A first read on Egypt’s introduction foreign-currency auctions at the end of last week is that the government is trying to manage an orderly devaluation of the Egyptian pound through a two-tier exchange rate. The currency’s fall to a record low of 6.30 to the U.S. dollar on Sunday suggests a measure of success, though it is success only in the sense of achieving the least bad of several undesirable outcomes.
The country’s foreign-exchange reserves, now barely $15 billion, have dwindled to critical levels. The government is facing a deepening economic crisis. The economy grew by 2.2% in its most recent fiscal year (to June), compared to growth rates of 5%-7% before the Arab Spring. Standard & Poor’s cut its credit rating on Egypt’s sovereign debt to the same level of junk as Greece’s, and even that rating is at further risk. Finalization of an emergency $4.8 billion loan from the International Monetary Fund, intended to forestall such blows while the government introduced austerity measures to cut its deficit, has been delayed at least until January.

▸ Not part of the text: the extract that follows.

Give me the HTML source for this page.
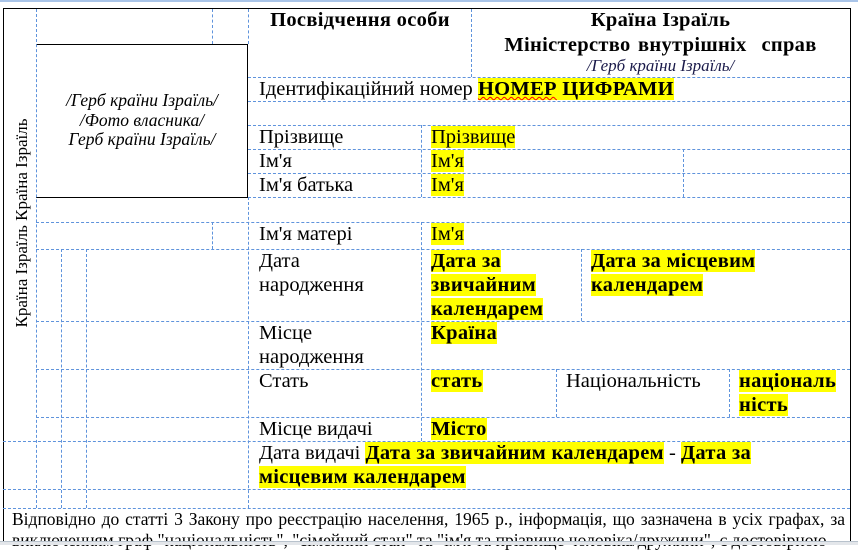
<!DOCTYPE html>
<html><head><meta charset="utf-8">
<style>
body{margin:0;width:858px;height:544px;overflow:hidden;background:#fff;position:relative;font-family:"Liberation Serif","Noto Serif CJK SC",serif;color:#000}
div{position:absolute}
.h{height:0;border-top:1px dashed #5f93dc}
.v{width:0;border-left:1px dashed #5f93dc}
.t{font-size:20.5px;line-height:24px;white-space:nowrap}
.b{font-weight:bold;letter-spacing:0.3px}
.y{background:#ffff00}
</style></head><body>
<div style="left:0;top:0;width:858px;height:2px;background:#a9c4e8"></div>
<div style="left:3px;top:8px;width:848px;height:0;border-top:1.5px solid #000"></div>
<div style="left:3px;top:8px;width:0;height:536px;border-left:1.5px solid #000"></div>
<div style="left:850px;top:8px;width:0;height:536px;border-left:1.5px solid #000"></div>
<div style="left:36px;top:44px;width:211px;height:152px;border:1px solid #000;border-left:none"></div>

<div class="v" style="left:36px;top:9px;height:499px"></div>
<div class="v" style="left:212px;top:9px;height:35px"></div>
<div class="v" style="left:212px;top:222px;height:27px"></div>
<div class="v" style="left:248px;top:9px;height:35px"></div>
<div class="v" style="left:248px;top:197px;height:311px"></div>
<div class="v" style="left:471px;top:9px;height:68px"></div>
<div class="v" style="left:421px;top:125px;height:72px"></div>
<div class="v" style="left:421px;top:222px;height:219px"></div>
<div class="v" style="left:683px;top:149px;height:48px"></div>
<div class="v" style="left:581px;top:249px;height:72px"></div>
<div class="v" style="left:556px;top:369px;height:48px"></div>
<div class="v" style="left:729px;top:369px;height:48px"></div>
<div class="v" style="left:61px;top:249px;height:259px"></div>
<div class="v" style="left:86px;top:249px;height:259px"></div>

<div class="h" style="left:248px;top:77px;width:602px"></div>
<div class="h" style="left:248px;top:101px;width:602px"></div>
<div class="h" style="left:248px;top:125px;width:602px"></div>
<div class="h" style="left:248px;top:149px;width:602px"></div>
<div class="h" style="left:248px;top:173px;width:602px"></div>
<div class="h" style="left:248px;top:197px;width:602px"></div>
<div class="h" style="left:36px;top:222px;width:814px"></div>
<div class="h" style="left:36px;top:249px;width:814px"></div>
<div class="h" style="left:36px;top:321px;width:814px"></div>
<div class="h" style="left:36px;top:369px;width:814px"></div>
<div class="h" style="left:36px;top:417px;width:814px"></div>
<div class="h" style="left:3px;top:441px;width:847px"></div>
<div class="h" style="left:3px;top:489px;width:847px"></div>
<div class="h" style="left:3px;top:508px;width:847px"></div>

<div style="left:22px;top:223px;width:0;height:0"><div style="left:-130px;top:-11px;width:260px;font-size:17px;line-height:22px;text-align:center;transform:rotate(-90deg);white-space:nowrap">Країна Ізраїль Країна Ізраїль</div></div>

<div style="left:36px;top:91px;width:212px;text-align:center;font-style:italic;font-size:17.5px;line-height:19.5px;white-space:nowrap">/Герб країни Ізраїль/<br>/Фото власника/<br>Герб країни Ізраїль/</div>

<div class="t b" style="left:249px;top:8px;width:222px;text-align:center">Посвідчення особи</div>
<div class="t b" style="left:471px;top:8px;width:379px;text-align:center">Країна Ізраїль</div>
<div class="t b" style="left:471px;top:33px;width:379px;text-align:center;word-spacing:2px">Міністерство внутрішніх&nbsp; справ</div>
<div style="left:471px;top:56px;width:379px;text-align:center;font-style:italic;font-size:17px;line-height:20px;color:#1a1a4a">/Герб країни Ізраїль/</div>

<div class="t" style="left:259px;top:77px">Ідентифікаційний номер <span class="y b"><span style="text-decoration:underline wavy red;text-decoration-thickness:1px">НОМЕР</span> ЦИФРАМИ</span></div>

<div class="t" style="left:259px;top:125px">Прізвище</div>
<div class="t" style="left:431px;top:125px"><span class="y">Прізвище</span></div>
<div class="t" style="left:259px;top:149px">Ім'я</div>
<div class="t" style="left:431px;top:149px"><span class="y">Ім'я</span></div>
<div class="t" style="left:259px;top:173px">Ім'я батька</div>
<div class="t" style="left:431px;top:173px"><span class="y">Ім'я</span></div>
<div class="t" style="left:259px;top:222px">Ім'я матері</div>
<div class="t" style="left:431px;top:222px"><span class="y">Ім'я</span></div>

<div class="t" style="left:259px;top:249px">Дата<br>народження</div>
<div class="t b" style="left:431px;top:249px"><span class="y">Дата за</span><br><span class="y">звичайним</span><br><span class="y">календарем</span></div>
<div class="t b" style="left:591px;top:249px"><span class="y">Дата за місцевим</span><br><span class="y">календарем</span></div>

<div class="t" style="left:259px;top:321px">Місце<br>народження</div>
<div class="t b" style="left:431px;top:321px"><span class="y">Країна</span></div>

<div class="t" style="left:259px;top:369px">Стать</div>
<div class="t b" style="left:431px;top:369px"><span class="y">стать</span></div>
<div class="t" style="left:566px;top:369px">Національність</div>
<div class="t b" style="left:739px;top:369px"><span class="y">національ</span><br><span class="y">ність</span></div>

<div class="t" style="left:259px;top:417px">Місце видачі</div>
<div class="t b" style="left:431px;top:417px"><span class="y">Місто</span></div>

<div class="t" style="left:259px;top:441px">Дата видачі <span class="b y">Дата за звичайним календарем</span> - <span class="b y">Дата за</span><br><span class="b y">місцевим календарем</span></div>

<div style="left:12px;top:509px;width:833px;font-size:17.5px;line-height:21px;text-align:justify;text-align-last:justify;white-space:nowrap">Відповідно до статті 3 Закону про реєстрацію населення, 1965 р., інформація, що зазначена в усіх графах, за</div>
<div style="left:12px;top:530px;width:833px;font-size:17.5px;line-height:21px;white-space:nowrap">виключенням граф "національність", "сімейний стан" та "ім'я та прізвище чоловіка/дружини", є достовірною</div>

<div style="left:0;top:541px;width:858px;height:3px;background:#e3e6ea;border-top:1px solid #b8c2cc"></div>
</body></html>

The Egyptian in the street is proving as resistant to austerity as their counterparts on the euro-using northern shores of the Mediterranean. Popular opposition to proposed sales tax rises and energy subsidy cuts forced the measures to be shelved almost as soon as President Morsi had announced them, though they were presented as necessary precursors to the IMF loan. Meanwhile, Egyptians have rushed to convert their pounds into harder currencies and assets. That has prompted the imposition of cash capital controls on individuals and companies.
The Central Bank of Egypt spent an estimated $20 billion during the past two years defending the currency, holding the pound’s fall to just 6% in the face of an almost complete evaporation of the country’s two main sources of foreign currency, foreign tourists and investors, since the ousting of President Hosni Mubarak two years ago. The central bank just can’t afford to continue to fight that fight and have enough foreign-currency left to meet the country’s international debt service payments and to cover imports. It said on Saturday that it could now barely cover three months of imports, so low have its reserves fallen.
Two questions now are how much further will the pound fall and how long will it take for the loan from the IMF to be finalized. A rate of at least 6.50 pounds to the U.S. dollar is taken as a given by commercial economists though the drying up of the supply of cash dollars may make a nonsense of forecasts of the pound plunging to 7.50 to the U.S. dollar. Talks with the IMF are due to resume in January. There is little evidence that the government will be better able to convince its citizens by then that they must take a strong dose of austerity.
Local currency interest rates, meanwhile, have risen sharply. Three-month government bills denominated in Egyptian pounds are yielding 10.4%. That is not a level that suggests the political stability needed for economic stability will come anytime soon.